Meritage Hospitality Group: Trading at a Significant Discount

Dec.10.10 | About: Meritage Hospitality (MHGU)

Meritage Hospitality Group (OTCQX:MHGU) engages in restaurant and real estate development business. In this post, I hope to demonstrate that this micro cap company is trading at a significant discount to its true value on a variety of valuation metrics. In a way, the company itself represents a double turnaround play - they are exposed to any improvements in the weak Florida and Michigan markets AND any improvements in the Wendy's (NYSE:WEN) franchise system. In addition, they have substantial amounts of real estate hidden on their balance sheet.

What they do

At this point in time, Meritage mainly operates restaurants. They currently operate 69 Wendy’s (49 in Michigan, 20 in Florida), three O’Charleys (NASDAQ:CHUX) restaurants, and one Twisted Rooster (a restaurant brand the company developed), but they plan to convert all of the O’Charleys into Twisted Roosters. The company also owns an interest in a development property known as Lighthouse Point that owns 900 acres on the island of Eleuthera in the Bahamas.

How’d we get here? Some background on key events in recent years.

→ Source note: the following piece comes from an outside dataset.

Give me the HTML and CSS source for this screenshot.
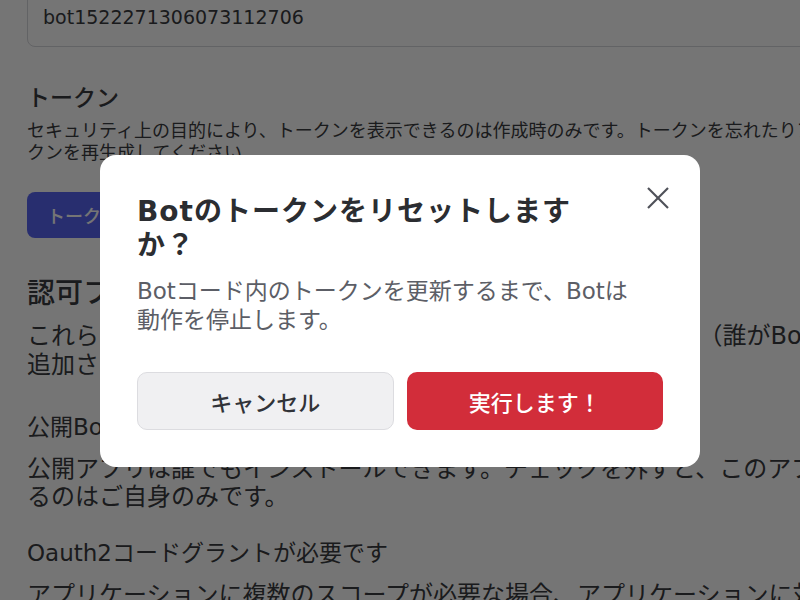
FILE: index.html
```html
<!DOCTYPE html>
<html lang="ja">
<head>
    <meta charset="UTF-8">
    <meta name="viewport" content="width=device-width, initial-scale=1.0">
    <title>Botのトークンをリセット</title>
    <link rel="stylesheet" href="styles.css">
</head>
<body>
    <main class="page">
        <div class="field">bot1522271306073112706</div>

        <h3 class="section-title">トークン</h3>
        <p class="section-note">セキュリティ上の目的により、トークンを表示できるのは作成時のみです。トークンを忘れたりアクセスできなくなった場合は、トー<br>クンを再生成してください。</p>
        <button class="btn btn--brand">トークンをリセット</button>

        <h2 class="group-title">認可フロー</h2>
        <p class="group-text">これらの設定では、アプリのインストール方法を制御できます（誰がBotを追加できるか）。<br>追加されたアプリが利用できる機能も設定します。</p>

        <h4 class="option-title">公開Bot</h4>
        <p class="option-text">公開アプリは誰でもインストールできます。チェックを外すと、このアプリをインストールでき<br>るのはご自身のみです。</p>

        <h4 class="option-title option-title--spaced">Oauth2コードグラントが必要です</h4>
        <p class="option-text">アプリケーションに複数のスコープが必要な場合、アプリケーションに対して</p>
    </main>

    <div class="backdrop"></div>

    <div class="layer">
        <div class="modal" role="dialog">
            <button class="modal__close" aria-label="閉じる">
                <svg width="24" height="24" viewBox="0 0 24 24">
                    <line x1="2" y1="2" x2="22" y2="22" />
                    <line x1="22" y1="2" x2="2" y2="22" />
                </svg>
            </button>
            <h1 class="modal__title">Botのトークンをリセットしますか？</h1>
            <p class="modal__text">Botコード内のトークンを更新するまで、Botは動作を停止します。</p>
            <div class="modal__actions">
                <button class="btn btn--secondary">キャンセル</button>
                <button class="btn btn--danger">実行します！</button>
            </div>
        </div>
    </div>
</body>
</html>
```

FILE: styles.css
```css
*{
    margin: 0;
    padding: 0;
    box-sizing: border-box;
}
html, body{
    height: 100%;
    overflow: hidden;
}
body{
    background: #ffffff;
    color: #3a3b40;
    font-family: "DejaVu Sans", "Noto Sans CJK JP", sans-serif;
}

/* page behind the dialog */
.page{
    width: 1100px;
    padding-left: 27px;
    margin-top: -13px;
    white-space: nowrap;
}
.field{
    height: 60px;
    padding: 0 15px;
    line-height: 58px;
    font-size: 19px;
    border: 1px solid #d6d7dc;
    border-radius: 8px;
}
.section-title{
    margin-top: 37px;
    font-size: 23px;
    line-height: 28px;
    font-weight: 500;
}
.section-note{
    margin-top: 8px;
    font-size: 18px;
    line-height: 22px;
}
.group-title{
    margin-top: 39px;
    font-size: 28px;
    line-height: 34px;
    font-weight: 500;
}
.group-text{
    margin-top: 11px;
    font-size: 24px;
    line-height: 29px;
}
.option-title{
    margin-top: 33px;
    font-size: 23px;
    line-height: 28px;
    font-weight: 400;
}
.option-title--spaced{
    margin-top: 28px;
}
.option-text{
    margin-top: 14px;
    font-size: 24px;
    line-height: 28px;
}

/* buttons */
.btn{
    border: none;
    font-family: inherit;
    font-weight: 500;
    cursor: pointer;
}
.btn--brand{
    display: block;
    margin-top: 28px;
    height: 46px;
    padding: 0 20px;
    border-radius: 8px;
    background: #5865f2;
    color: #ffffff;
    font-size: 18px;
}
.btn--secondary,
.btn--danger{
    height: 58px;
    border-radius: 10px;
    font-size: 22px;
}
.btn--secondary{
    background: #f0f0f2;
    border: 1px solid #dcdce0;
    color: #313338;
}
.btn--danger{
    background: #d22d3a;
    color: #ffffff;
}

/* dialog */
.backdrop{
    position: fixed;
    inset: 0;
    background: rgba(0, 0, 0, 0.54);
}
.layer{
    position: fixed;
    inset: 0;
    display: flex;
    justify-content: center;
    align-items: flex-start;
    padding-top: 155px;
}
.modal{
    position: relative;
    width: 600px;
    padding: 40px 37px 37px;
    background: #ffffff;
    border-radius: 16px;
}
.modal__close{
    position: absolute;
    top: 31px;
    right: 30px;
    background: none;
    border: none;
    line-height: 0;
}
.modal__close line{
    stroke: #4e5058;
    stroke-width: 2.2;
}
.modal__title{
    max-width: 450px;
    font-size: 28px;
    line-height: 34px;
    font-weight: 700;
    letter-spacing: 1px;
    color: #2b2d31;
}
.modal__text{
    max-width: 505px;
    margin-top: 14px;
    font-size: 23px;
    line-height: 29px;
    color: #5c5e66;
}
.modal__actions{
    display: grid;
    grid-template-columns: 1fr 1fr;
    gap: 13px;
    margin-top: 37px;
}
```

First, towards the end of 2006, the company engaged in a “going private” transaction in order to avoid the costs of complying with Sarbanes Oxley. To do this, they engaged in a 1 for 300 reverse stock split, then paid anyone who didn’t have one full share after the split $5.25 per share (well above the current share price). They then re-split the stock 300 for 1 to get shareholders back to their original share count. By doing this, they reduced the number of shareholders below 300. They then delisted from national stock exchanges and moved their listing to the pink sheets.

Then, in an effort to shore up their balance sheet, in the past five years, the company has undergone sale and leaseback of 26 of their properties. The average proceeds from a sale and leaseback is well over $1 million.

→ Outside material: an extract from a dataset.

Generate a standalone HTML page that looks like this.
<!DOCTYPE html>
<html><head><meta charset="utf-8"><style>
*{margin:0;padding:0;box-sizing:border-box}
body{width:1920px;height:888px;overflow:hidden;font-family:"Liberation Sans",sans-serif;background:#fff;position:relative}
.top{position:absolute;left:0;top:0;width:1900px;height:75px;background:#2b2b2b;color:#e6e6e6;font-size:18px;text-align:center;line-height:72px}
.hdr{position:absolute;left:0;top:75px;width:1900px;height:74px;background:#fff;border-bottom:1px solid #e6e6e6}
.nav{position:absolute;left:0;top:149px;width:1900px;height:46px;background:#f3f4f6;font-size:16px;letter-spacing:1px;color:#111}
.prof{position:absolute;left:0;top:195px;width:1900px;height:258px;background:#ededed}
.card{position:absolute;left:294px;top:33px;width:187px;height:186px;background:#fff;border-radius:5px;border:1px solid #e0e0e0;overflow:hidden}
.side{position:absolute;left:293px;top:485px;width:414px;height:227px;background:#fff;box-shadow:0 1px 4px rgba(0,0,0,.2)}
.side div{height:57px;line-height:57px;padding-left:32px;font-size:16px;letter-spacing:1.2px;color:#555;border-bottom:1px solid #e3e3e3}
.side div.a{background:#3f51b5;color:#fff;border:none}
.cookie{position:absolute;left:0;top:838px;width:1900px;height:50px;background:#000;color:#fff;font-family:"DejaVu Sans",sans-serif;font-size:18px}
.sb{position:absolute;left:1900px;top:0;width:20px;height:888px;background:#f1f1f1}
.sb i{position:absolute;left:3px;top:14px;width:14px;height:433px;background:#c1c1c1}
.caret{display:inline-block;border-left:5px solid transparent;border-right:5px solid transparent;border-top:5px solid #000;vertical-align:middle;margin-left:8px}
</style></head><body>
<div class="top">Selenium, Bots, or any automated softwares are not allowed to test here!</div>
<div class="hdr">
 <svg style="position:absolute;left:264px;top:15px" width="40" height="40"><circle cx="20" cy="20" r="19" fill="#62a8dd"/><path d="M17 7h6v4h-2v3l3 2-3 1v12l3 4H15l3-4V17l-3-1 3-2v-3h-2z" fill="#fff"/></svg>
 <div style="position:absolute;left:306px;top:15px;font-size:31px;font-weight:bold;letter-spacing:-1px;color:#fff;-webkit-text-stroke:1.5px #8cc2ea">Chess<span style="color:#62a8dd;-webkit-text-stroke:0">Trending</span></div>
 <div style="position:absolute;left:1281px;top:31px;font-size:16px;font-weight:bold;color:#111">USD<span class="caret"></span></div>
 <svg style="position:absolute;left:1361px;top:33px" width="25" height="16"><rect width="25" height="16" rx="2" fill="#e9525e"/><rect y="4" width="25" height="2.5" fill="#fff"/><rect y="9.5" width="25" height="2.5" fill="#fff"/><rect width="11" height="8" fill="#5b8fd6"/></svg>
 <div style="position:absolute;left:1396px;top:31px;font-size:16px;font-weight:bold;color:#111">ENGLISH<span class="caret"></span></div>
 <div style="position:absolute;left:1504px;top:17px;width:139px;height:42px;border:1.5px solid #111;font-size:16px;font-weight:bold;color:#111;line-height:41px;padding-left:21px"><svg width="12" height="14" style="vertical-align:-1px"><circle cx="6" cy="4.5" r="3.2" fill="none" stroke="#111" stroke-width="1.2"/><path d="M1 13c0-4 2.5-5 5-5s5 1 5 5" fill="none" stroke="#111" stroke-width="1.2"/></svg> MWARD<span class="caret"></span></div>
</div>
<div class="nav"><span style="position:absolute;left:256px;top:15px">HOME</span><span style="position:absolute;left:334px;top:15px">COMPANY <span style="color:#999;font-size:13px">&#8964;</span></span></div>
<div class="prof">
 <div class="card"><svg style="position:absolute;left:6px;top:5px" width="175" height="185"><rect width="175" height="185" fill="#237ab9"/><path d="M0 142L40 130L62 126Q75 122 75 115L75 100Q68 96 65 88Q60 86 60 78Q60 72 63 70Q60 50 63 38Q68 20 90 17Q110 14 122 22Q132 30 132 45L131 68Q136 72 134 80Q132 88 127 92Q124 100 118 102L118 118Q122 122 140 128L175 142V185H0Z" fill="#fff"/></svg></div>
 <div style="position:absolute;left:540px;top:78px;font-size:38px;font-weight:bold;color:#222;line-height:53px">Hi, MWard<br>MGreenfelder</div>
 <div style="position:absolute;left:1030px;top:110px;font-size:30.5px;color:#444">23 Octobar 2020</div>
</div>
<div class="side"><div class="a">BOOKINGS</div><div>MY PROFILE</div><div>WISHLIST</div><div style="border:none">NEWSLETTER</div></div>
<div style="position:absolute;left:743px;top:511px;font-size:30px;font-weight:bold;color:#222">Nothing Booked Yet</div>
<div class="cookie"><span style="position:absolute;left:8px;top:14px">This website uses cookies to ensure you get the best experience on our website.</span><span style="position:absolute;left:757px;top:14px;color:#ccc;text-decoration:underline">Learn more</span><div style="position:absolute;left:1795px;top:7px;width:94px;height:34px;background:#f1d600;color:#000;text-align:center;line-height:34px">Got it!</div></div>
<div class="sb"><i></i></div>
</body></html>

More recently, they purchased the 20 underperforming Wendy’s in Florida in order to diversify their business away from the weak Michigan market. The cost for this purchase? The assumption of all of the leases and an agreement to update substantially all of the restaurants.

Finally, the company, through a series of transactions in 2008 and 2009, also acquired a 92.25% interest in an LLC that owns a 50% stake (so they effectively own just over 46%) in a Bahamas development property.


For such a small company, Meritage has a pretty complicated capital structure. However, I believe this capital structure is what has lead to the valuation discount and what gives investors a chance to earn outsized returns by investing in the company.

Their current balance sheet shows equity of $843k, assets of $33.2m, and debt of $12.9m. Shareholder’s equity consists of two classes of convertible preferred stock and common stock. The convertible feature is at prices so much higher than today (over 2.5x today’s price) that their conversion would give an investor a phenomenal return and will be ignored for valuation purposes (Note: they have warrants that expire within the next two years that I will ignore for the same reason). With $843k in equity, their class A preferreds have a book value of $10, the class B $1.1, and no value for the common.

However, the book needs some adjustments to reflect economic realities. First, the company has a deferred gain on their books for $12.5 million. This deferred gain is the result of the company engaging in sale and leasebacks of the land and building underneath their restaurants to shore up their balance sheet. Because this deferred gain is not a liability (they don’t actually owe it to anyone), we should adjust the book and wipe the gain out. This would give the series A and B book values of $10, and the common $1.47.

Finally, the company freely notes in the most recent 10k that they believe the goodwill on their book substantially understates the true value of their good will. Using a cost of capital of 10.5% and a terminal multiple of 6x EBITDA, they believe good will is worth at least 600% more than what it is currently on the books for. This would give the preferreds a value of $10 and the common $6.34.

In the next post, I'll look at the value of the company based on a sum of their parts (land value, Bahamas property, and Wendy's franchises.)

Disclosure: I am long MHGU. Extreme illiquidity risk in the name.